On 15 December 2020, Commission announced two long-awaited legal acts aiming at regulating the online platform economy in the EU: Digital Services Act (DSA) and Digital Markets Act (DMA).

Please note that this article will be further updated as more information on the legislation is available.

Digital Services Act

The DSA aims to create uniform rules to make an online world a safe, reliable and secure space for users. During the press conference that accompanied the launch, Commissioner Vestager stressed that we should be able to trust in what we see and buy online. It has three main pillars:

1. Ensuring more safety for users by protecting them from illegal and harmful content while preserving the right to freedom of expression, obliging the platforms to swiftly remove illegal content but also to explain why this happened and given an option to complain about it and through a priori checks of customers who become users of platforms.

2. Transparency obligations for platforms which will now be obliged to provide more information about how they work.

3. Ensuring better enforcement at national and EU level through: opting for a regulation based on the Single Market legal basis (Article 114), setting up of the position of the Digital Services Coordinator, imposition of fines of up to 6% of the annual income or turnover of the provider concerned.

The threshold for operations to be caught by these obligations is at least 45 million users in the EU.

Digital Markets Act

While the DSA applies to all services, the DMA applies to gatekeepers and it is designed to complement the current competition rules. The gatekeepers are defined by their role in the marketplace, their size and their durability.
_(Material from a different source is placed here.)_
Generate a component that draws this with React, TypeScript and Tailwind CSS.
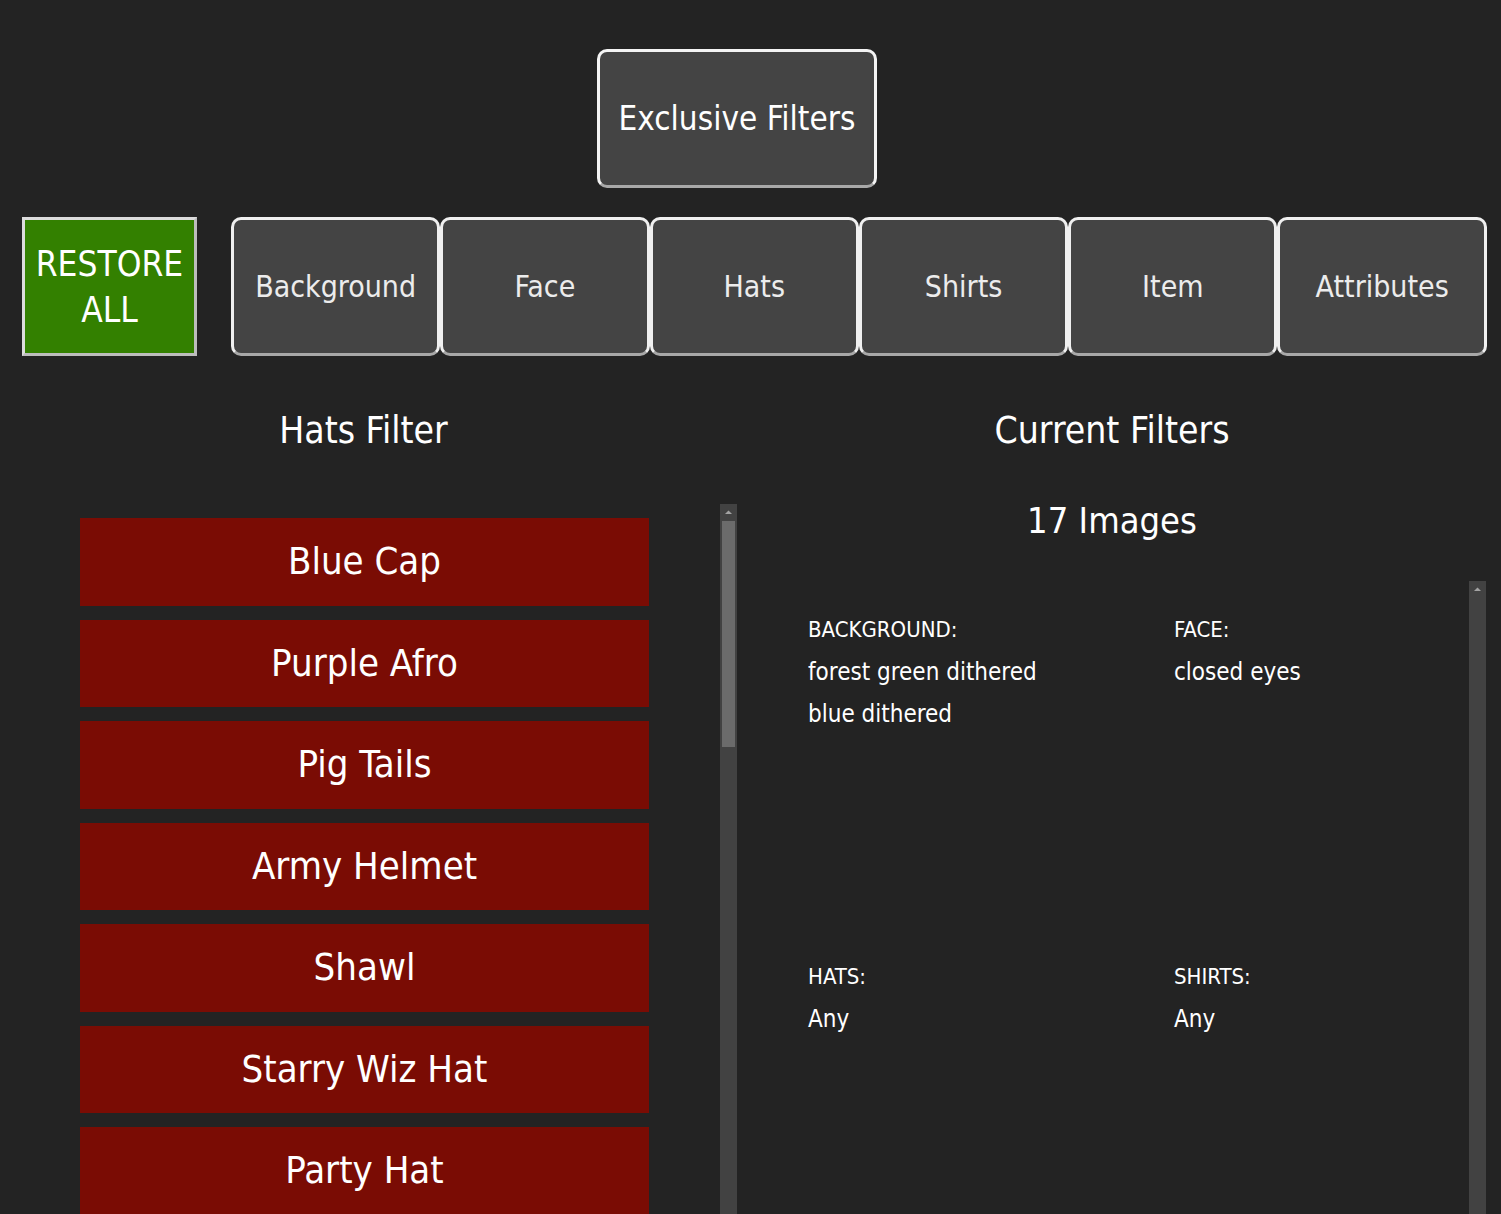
import React from "react";

const CATEGORIES = ["Background", "Face", "Hats", "Shirts", "Item", "Attributes"];

const HATS = [
  "Blue Cap",
  "Purple Afro",
  "Pig Tails",
  "Army Helmet",
  "Shawl",
  "Starry Wiz Hat",
  "Party Hat",
];

const CURRENT = [
  { label: "BACKGROUND:", values: ["forest green dithered", "blue dithered"] },
  { label: "FACE:", values: ["closed eyes"] },
  { label: "HATS:", values: ["Any"] },
  { label: "SHIRTS:", values: ["Any"] },
];

function Scrollbar({ thumb }: { thumb?: boolean }) {
  return (
    <div className="flex w-[17px] shrink-0 flex-col items-center bg-[#424242]">
      <svg width="17" height="17" viewBox="0 0 17 17" className="shrink-0">
        <path d="M5 10 L8.5 6.5 L12 10 Z" fill="#a3a3a3" />
      </svg>
      {thumb && <div className="h-[226px] w-[13px] bg-[#6b6b6b]" />}
    </div>
  );
}

export default function App() {
  return (
    <div className="h-[1214px] overflow-hidden bg-[#232323] font-['DejaVu_Sans_Condensed','DejaVu_Sans',sans-serif] text-white">
      <div className="pl-[597px] pt-[49px]">
        <button className="flex h-[139px] w-[280px] items-center justify-center whitespace-nowrap rounded-[10px] border-[3px] border-[#f4f4f4] border-b-[#a8a8a8] bg-[#444444] text-[33px] text-white">
          Exclusive Filters
        </button>
      </div>

      <div className="mt-[29px] flex h-[139px] pl-[22px]">
        <button className="flex w-[175px] flex-col items-center justify-center border-[3px] border-[#dcdcdc] border-r-[#bdbdbd] border-b-[#bdbdbd] bg-[#338000] text-[35px] leading-[46px] text-white">
          <span>RESTORE</span>
          <span>ALL</span>
        </button>
        <div className="ml-[34px] flex">
          {CATEGORIES.map((c) => (
            <button
              key={c}
              className="flex h-[139px] w-[209.3px] items-center justify-center whitespace-nowrap rounded-[10px] border-[3px] border-[#f0f0f0] border-b-[#a8a8a8] bg-[#444444] text-[30px] text-[#ececec]"
            >
              {c}
            </button>
          ))}
        </div>
      </div>

      <div className="flex">
        <div className="flex w-[737px] flex-col">
          <h2 className="flex h-[148px] items-center justify-center pr-[10px] pt-[2px] text-[37px]">
            Hats Filter
          </h2>
          <div className="flex h-[710px]">
            <div className="flex w-[720px] flex-col gap-[14px] pl-[80px] pt-[14px]">
              {HATS.map((h) => (
                <div
                  key={h}
                  className="flex h-[87.5px] w-[569px] shrink-0 items-center justify-center whitespace-nowrap bg-[#7a0c04] text-[38px]"
                >
                  {h}
                </div>
              ))}
            </div>
            <Scrollbar thumb />
          </div>
        </div>

        <div className="flex w-[750px] flex-col">
          <h2 className="flex h-[148px] items-center justify-center pt-[2px] text-[37px]">
            Current Filters
          </h2>
          <div className="flex h-[77px] justify-center text-[36px] leading-[34px]">
            17 Images
          </div>
          <div className="flex h-[633px] pr-[1px]">
            <div className="grid flex-1 grid-cols-[366px_1fr] auto-rows-[347px] pl-[71px] pt-[28px]">
              {CURRENT.map((f) => (
                <div key={f.label} className="flex flex-col">
                  <span className="text-[22px] leading-[42px]">{f.label}</span>
                  {f.values.map((v) => (
                    <span key={v} className="text-[24px] leading-[42px]">
                      {v}
                    </span>
                  ))}
                </div>
              ))}
            </div>
            <Scrollbar />
          </div>
        </div>
      </div>
    </div>
  );
}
These are typically large players, operating as gatekeepers, that is they are placed in between a large number of businesses and an even larger number of customers, and they have had this position over some time. This can give them unfair advantage and may often result in an unbalanced relationship.

If a gatekeeper falls within the scope of the DMA, it will have several obligations concerning:

  • use of data and its sharing;
  • interoperability of its services; and
  • avoiding self-preferencing (own services treated more favourable than those of competitors).